Giglio sentita nel corso dell’interrogatorio di garanzia ha negato categoricamente di essersi recata dal notaio. Una circostanza smentita dai fatti: dalla conversazione del 30 maggio 2018 in cui risulta presente all’incontro con il professionista alla  chat del telefono sequestrato alla Giglio in cui quel giorno scriveva al marito “Amò sto tornando sono andata a sbrigare una cosa da Rocco”. La falsa risposta della Giglio, per i magistrati, trova una logica spiegazione nell’evidente imbarazzo di dover spiegare al gip il suo intervento dal notaio, ben sapendo che il suo ruolo sarebbe stato decisivo ai fini del buon esito della stipula degli atti.

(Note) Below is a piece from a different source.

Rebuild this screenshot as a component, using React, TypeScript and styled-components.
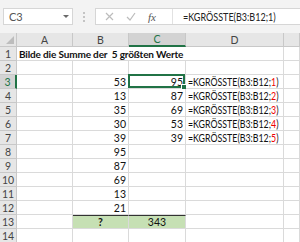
import React from "react";
import styled, { createGlobalStyle } from "styled-components";

const GlobalStyle = createGlobalStyle`
  html, body {
    margin: 0;
    padding: 0;
    background: #fff;
    width: 300px;
    height: 242px;
    overflow: hidden;
  }
`;

const GREEN = "#217346";

const Sheet = styled.div`
  width: 300px;
  height: 242px;
  overflow: hidden;
  display: flex;
  flex-direction: column;
  font-family: Lato, "Liberation Sans", sans-serif;
  background: #fff;
`;

const Toolbar = styled.div`
  height: 33px;
  flex: none;
  display: flex;
  align-items: flex-start;
  padding: 8px 0 0 3px;
  box-sizing: border-box;
  background: #f3f3f3;
`;

const NameBox = styled.div`
  width: 70px;
  height: 17px;
  box-sizing: border-box;
  background: #fff;
  border: 1px solid #d6d6d6;
  display: flex;
  align-items: center;
  justify-content: space-between;
  padding: 0 3px 0 5px;
  font-size: 11px;
  color: #555;
`;

const Caret = styled.span`
  width: 0;
  height: 0;
  border-left: 3px solid transparent;
  border-right: 3px solid transparent;
  border-top: 3px solid #6a6a6a;
`;

const Dots = styled.div`
  width: 22px;
  height: 17px;
  display: flex;
  flex-direction: column;
  align-items: center;
  justify-content: center;
  gap: 2px;

  span {
    width: 2px;
    height: 2px;
    background: #c4c4c4;
  }
`;

const FormulaBar = styled.div`
  flex: 1;
  height: 17px;
  display: flex;
  box-sizing: border-box;
  background: #fff;
  border: 1px solid #d6d6d6;
  border-right: none;
`;

const Tools = styled.div`
  width: 77px;
  display: flex;
  align-items: center;
  padding-left: 9px;
  gap: 12px;
  box-sizing: border-box;
  border-right: 1px solid #e2e2e2;
`;

const Fx = styled.span`
  font-family: "Liberation Serif", serif;
  font-style: italic;
  font-size: 11px;
  color: #555;
`;

const FormulaText = styled.div`
  flex: 1;
  display: flex;
  align-items: center;
  padding-left: 10px;
  font-size: 10.5px;
  color: #222;
  white-space: nowrap;
`;

// Lato runs wider than the sheet's Calibri; narrow the formula strings
const Condensed = styled.span<{ $scale?: number }>`
  display: inline-block;
  transform: scaleX(${(p) => p.$scale ?? 0.86});
  transform-origin: left center;
`;

const Grid = styled.div`
  display: grid;
  grid-template-columns: 17px 56px 56px 57px 98px 16px;
  grid-auto-rows: 14px;
`;

const Head = styled.div<{ $active?: boolean; $row?: boolean }>`
  box-sizing: border-box;
  background: ${(p) => (p.$active ? "#d3d3d3" : "#e6e6e6")};
  color: ${(p) => (p.$active ? GREEN : "#444")};
  border-right: 1px solid ${(p) => (p.$row && p.$active ? GREEN : "#c8c8c8")};
  border-bottom: 1px solid ${(p) => (!p.$row && p.$active ? GREEN : "#c8c8c8")};
  ${(p) => (p.$row && p.$active ? "border-right-width: 2px;" : "")}
  ${(p) => (!p.$row && p.$active ? "border-bottom-width: 2px;" : "")}
  font-size: 10.5px;
  display: flex;
  align-items: center;
  justify-content: center;
  position: relative;
  overflow: hidden;
`;

const CornerMark = styled.span`
  position: absolute;
  right: 2px;
  bottom: 2px;
  width: 0;
  height: 0;
  border-left: 8px solid transparent;
  border-bottom: 8px solid #bdbdbd;
`;

const Cell = styled.div<{ $align?: string; $fill?: boolean; $topLine?: boolean }>`
  box-sizing: border-box;
  border-right: 1px solid #dadada;
  border-bottom: 1px solid #dadada;
  ${(p) => (p.$topLine ? "border-top: 1px solid #333;" : "")}
  background: ${(p) => (p.$fill ? "#c6e0b4" : "#fff")};
  font-size: 10.5px;
  color: #111;
  display: flex;
  align-items: center;
  justify-content: ${(p) => p.$align || "flex-start"};
  padding: 0 2px;
  white-space: nowrap;
  position: relative;
`;

const Title = styled(Cell)`
  grid-column: span 3;
  font-weight: 700;
  font-size: 10px;
  letter-spacing: -0.15px;
  border-right: none;
  z-index: 1;
  background: transparent;
`;

const Selection = styled.div`
  position: absolute;
  inset: -1px 0 0 -1px;
  border: 2px solid ${GREEN};
  pointer-events: none;

  &::after {
    content: "";
    position: absolute;
    right: -4px;
    bottom: -4px;
    width: 4px;
    height: 4px;
    background: ${GREEN};
    border: 1px solid #fff;
  }
`;

const Red = styled.span`
  color: #e00;
`;

const values = [53, 13, 35, 30, 39, 95, 87, 69, 13, 21];
const largest = [95, 87, 69, 53, 39];

const App: React.FC = () => {
  const rows = [];

  for (let r = 2; r <= 14; r++) {
    const idx = r - 3;
    const inData = idx >= 0 && idx < values.length;
    const top = largest[idx];
    const isSum = r === 13;

    rows.push(
      <React.Fragment key={r}>
        <Head $row $active={r === 3}>{r}</Head>
        <Cell />
        <Cell $align={isSum ? "center" : "flex-end"} $fill={isSum} $topLine={isSum}>
          {inData ? values[idx] : isSum ? <b>?</b> : ""}
        </Cell>
        <Cell $align={isSum ? "center" : "flex-end"} $fill={isSum} $topLine={isSum}>
          {top !== undefined ? top : isSum ? 343 : ""}
          {r === 3 && <Selection />}
        </Cell>
        <Cell>
          {top !== undefined && (
            <Condensed $scale={0.84}>
              =KGRÖSSTE(B3:B12;<Red>{idx + 1}</Red>)
            </Condensed>
          )}
        </Cell>
        <Cell />
      </React.Fragment>
    );
  }

  return (
    <Sheet>
      <GlobalStyle />
      <Toolbar>
        <NameBox>
          C3
          <Caret />
        </NameBox>
        <Dots>
          <span />
          <span />
          <span />
        </Dots>
        <FormulaBar>
          <Tools>
            <svg width="9" height="9" viewBox="0 0 9 9">
              <path d="M1 1 L8 8 M8 1 L1 8" stroke="#bcbcbc" strokeWidth="1.2" fill="none" />
            </svg>
            <svg width="10" height="9" viewBox="0 0 10 9">
              <path d="M1 5 L4 8 L9 1" stroke="#bcbcbc" strokeWidth="1.2" fill="none" />
            </svg>
            <Fx>fx</Fx>
          </Tools>
          <FormulaText>
            <Condensed>=KGRÖSSTE(B3:B12;1)</Condensed>
          </FormulaText>
        </FormulaBar>
      </Toolbar>
      <Grid>
        <Head>
          <CornerMark />
        </Head>
        <Head>A</Head>
        <Head>B</Head>
        <Head $active>C</Head>
        <Head>D</Head>
        <Head />

        <Head $row>1</Head>
        <Title>Bilde die Summe der&nbsp; 5 größten Werte</Title>
        <Cell />
        <Cell />

        {rows}
      </Grid>
    </Sheet>
  );
};

export default App;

E la Dda si pone una domanda che contiene già in sé la risposta: “Perché quindi Glenda la quale negli atti notarili non sarebbe figurata, non avendo acquisito quote, non essendone cedente, non essendo collaboratrice del commercialista, si recava dal notaio guardandosi bene dall’ammetterlo al giudice per le indagini preliminari, se non per chiedergli un favore?”. Lei avrebbe invitato il professionista  “a chiudere un occhio, anzi due, di fronte ad una palese attività criminale ordita da Gallo”. I magistrati ai giudici di appello chiedono la riapertura dell’istruttoria dibattimentale per escutere Glenda Giglio, la riforma della sentenza di primo grado e la condanna dell’imputato Rocco Guglielmo.